Some of her findings have potential significance for NT studies. Stern warnings against lying about wealth, for example, stand at the beginnings of the penal codes in both CD and in 1QS, and this implies not only the pervasiveness of the problem of lying about wealth, but also the persistence of the יחד in confronting it head-on. NT students will note immediately that the same problem appears near the beginning of the book of Acts (see B. Capper, “The Interpretation of Acts 5:4,” JSNT 19  117–31), and Murphy is aware of these possibilities (pp. 10–11, 388). Yet Murphy is quick to dismiss Capper’s suggestions in her desire to stay close to Geertz, and this sometimes pushes the evidence too far. To argue, e.g., that “the absence of revealed commercial law … is to be explained not by the acceptance that law enjoyed in the sect but rather by the hidden revelation of an alternative economy” (p. 61) is suggestive, but wholly unsubstantiable. None of these economic passages definitively tells us whether there is an “alternative economy” at Qumran (alternative to what, exactly?), and there certainly is not enough hard evidence here to describe this “alternative economy” with historical precision.
Chapter 3, “Wealth in the Rule of the Community,” lists fourteen “economic” passages in the Rule and notes that at least one of them (a) appears in all four major sections of the Rule, and (b) appears in all five of its generic subcategories: introduction, covenant initiation/renewal, rules of communal organization, rules of communal discipline, and guidelines for the wise leader. For Murphy, this implies not only that “passages mentioning wealth are present at every redactional stage and in every generic category of material,” (p. 161), but that “an interest in members’ wealth as a symbol of their communal identity remains constant” throughout the entirety of the Rule tradition (p. 115). Comparing CD to the Community Rule, she goes on to assert that whereas CD puts “the emphasis … on socio-economic critique,” the Rule gives “priority … to the alternative ideal community where a different economy obtains” (p. 162). But this, too, stretches the evidence too far, and one has to wonder at this point whether her repeated attempts to posit an “alternative community” at Qumran relies less on sociohistorical analysis than it does on Geertz’s radical cultural relativism (see the devastating critiques of Geertz in M. Harris, Theories of Culture in Postmodern Times [Walnut Creek, CA: AltaMira, 1999] 151–58; and K. Windschuttle, “The Ethnocentrism of Clifford Geertz,” The New Criterion 21 [Oct. 2002] 5–12).

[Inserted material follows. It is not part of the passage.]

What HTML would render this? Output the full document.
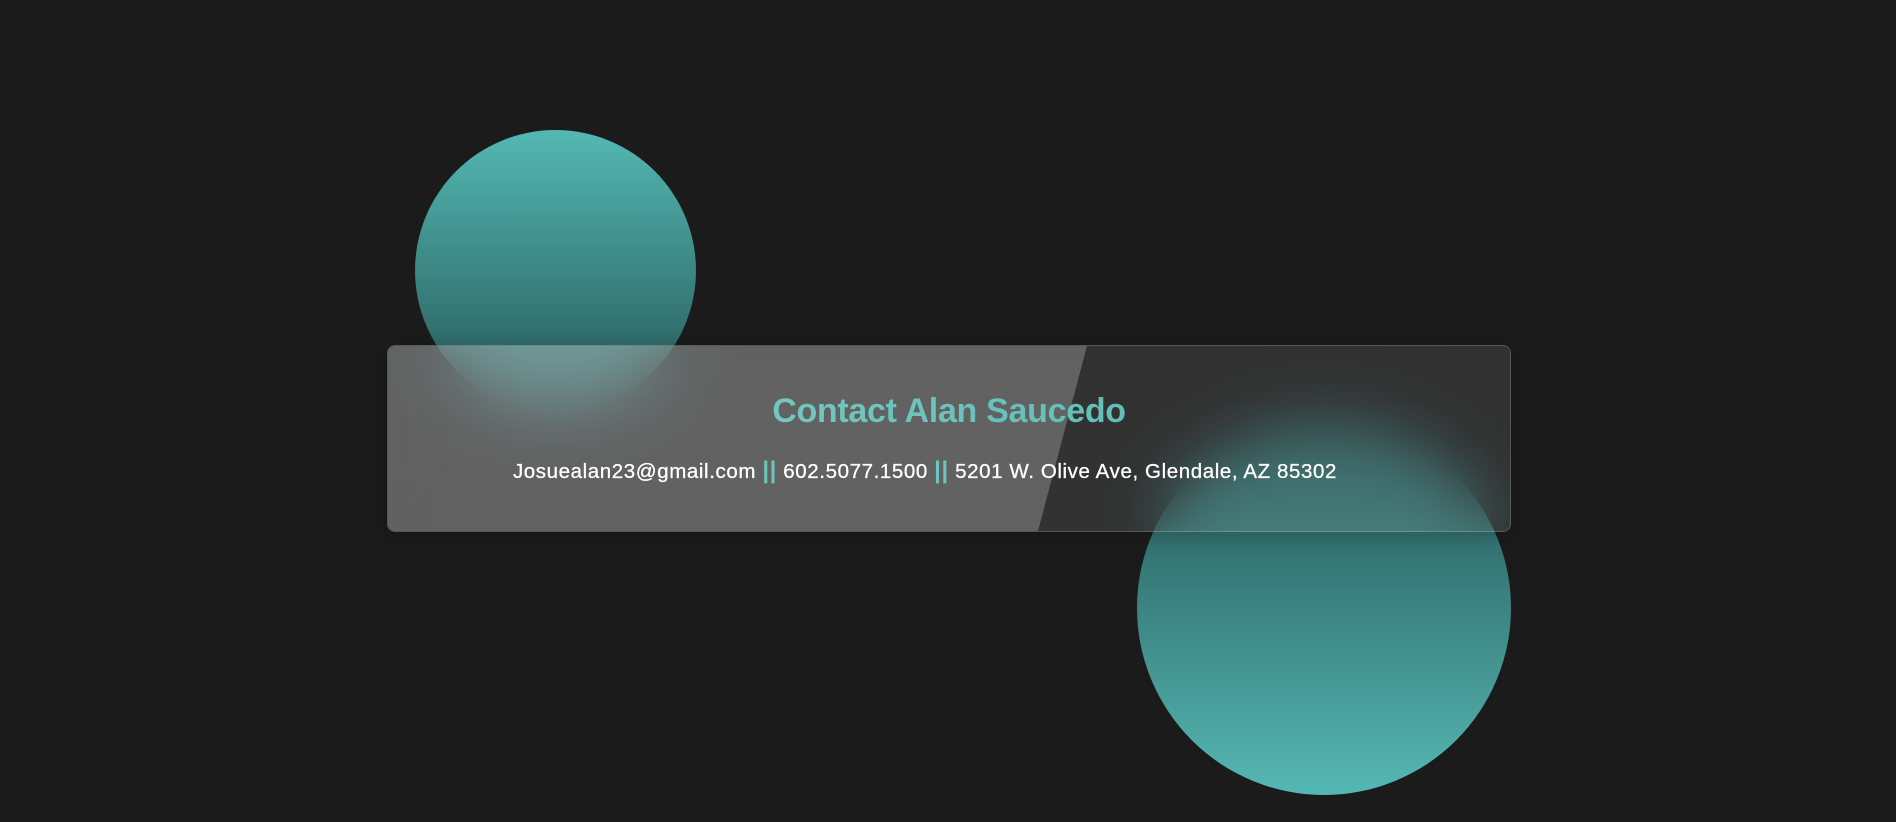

One of the least investigated Qumran traditions is the sapiential-apocalyptic document called “Instruction” (4Q415–418, paralleled by 1Q26 and a few other fragments), and Murphy makes an engaging attempt to unravel its mysteries (see now the long-awaited monograph of E. J. C. Tigchelaar, To Increase Learning for the Understanding Ones: Reading and Reconstructing the Fragmentary Early Jewish Sapiential Text 4QInstruction [STDJ 44; Leiden, Brill, 2001]). Here, as Murphy notes, the economic melody line modulates into a non-sectarian key as the writer admonishes the wise man to live within his means, to avoid indebtedness, to acknowledge and accept whatever poverty comes his way, and most importantly, to recognize that all wealth comes from a God who uses wealth to fill up “all the deficiencies of his secrets” (כול מחסורי אוטו see 4Q 417 1.2.2–3). As Murphy points out, אוט is not only a rare Hebrew word, it’s unique to 4QInstruction in the Qumran corpus. Along with ישר (“riches”), דל (“poor”), and מחסר (“lack”), these terms weave together an idiosyncratic semantic pattern among Qumran’s “textual tapestries.” As in the previous chapters, this one makes an admirable attempt to align the text’s relevant “economic” passages into identifiable subcategories for easier interpretation: (a) references to wealth in the cosmological/eschatological introduction; (b) explicit advice to the poor man about economics and finance; and (c) instructions about the proper way to handle agricultural produce.
This is a well-written dissertation, and though it could have benefited from another editorial pass or two, its major problem seems to be the way it tries to distinguish “economic” from “social,” “cultural,” and/or purely “political” texts (see, e.g., the rambling discussions on pp. 35–36, 40–41, 52, and 61). This in turn seems directly related to the book’s uncritical acceptance of Geertz’s concept of “thick description.” To cite two examples: (a) it’s difficult to see how a text like CD 19.5–11 even belongs in a discussion about “economics” just because it includes a biblical citation about the “poor ones of the flock” from Zechariah (pp. 35–36); and (b) the argument that the phrase “chains that bind” in CD 13.10 refers in some way to “economic” chains (because “wealth” occurs in the next line) simply begs the question. This dissertation would have been much stronger had it (a) more sympathetically interacted with the sociohistorical analyses of A. Baumgarten on Graeco-Roman voluntary associations and J. Neusner on the relationship between the יחד and the חברה; (b) more intentionally tried to explain Qumran’s economy alongside other ancient economies (cf. the important work of Michael Hudson, most recently Debt and Economic Renewal in the Ancient Near East [M. Hudson & M. van de Mieroop, eds.; Bethesda, MD: CDL, 2002); and (c) more critically employed the theories of Geertz about how cultures (especially “utopian” cultures) socioeconomically interact with the economies of their neighbors. Yet these are the reflections of an appreciative reader. This book fills a gaping hole in contemporary scholarship and is by far the most comprehensive study of Second Temple economics ever attempted. For its literary insight, its historical depth, its anthropological sensitivity (even if a bit uncritical at times), its scholarly thoroughness, its helpful indices, and its sheer doggedness at tracking down sources, Wealth in the Dead Sea Scrolls is a major step forward in our understanding of Second Temple economics.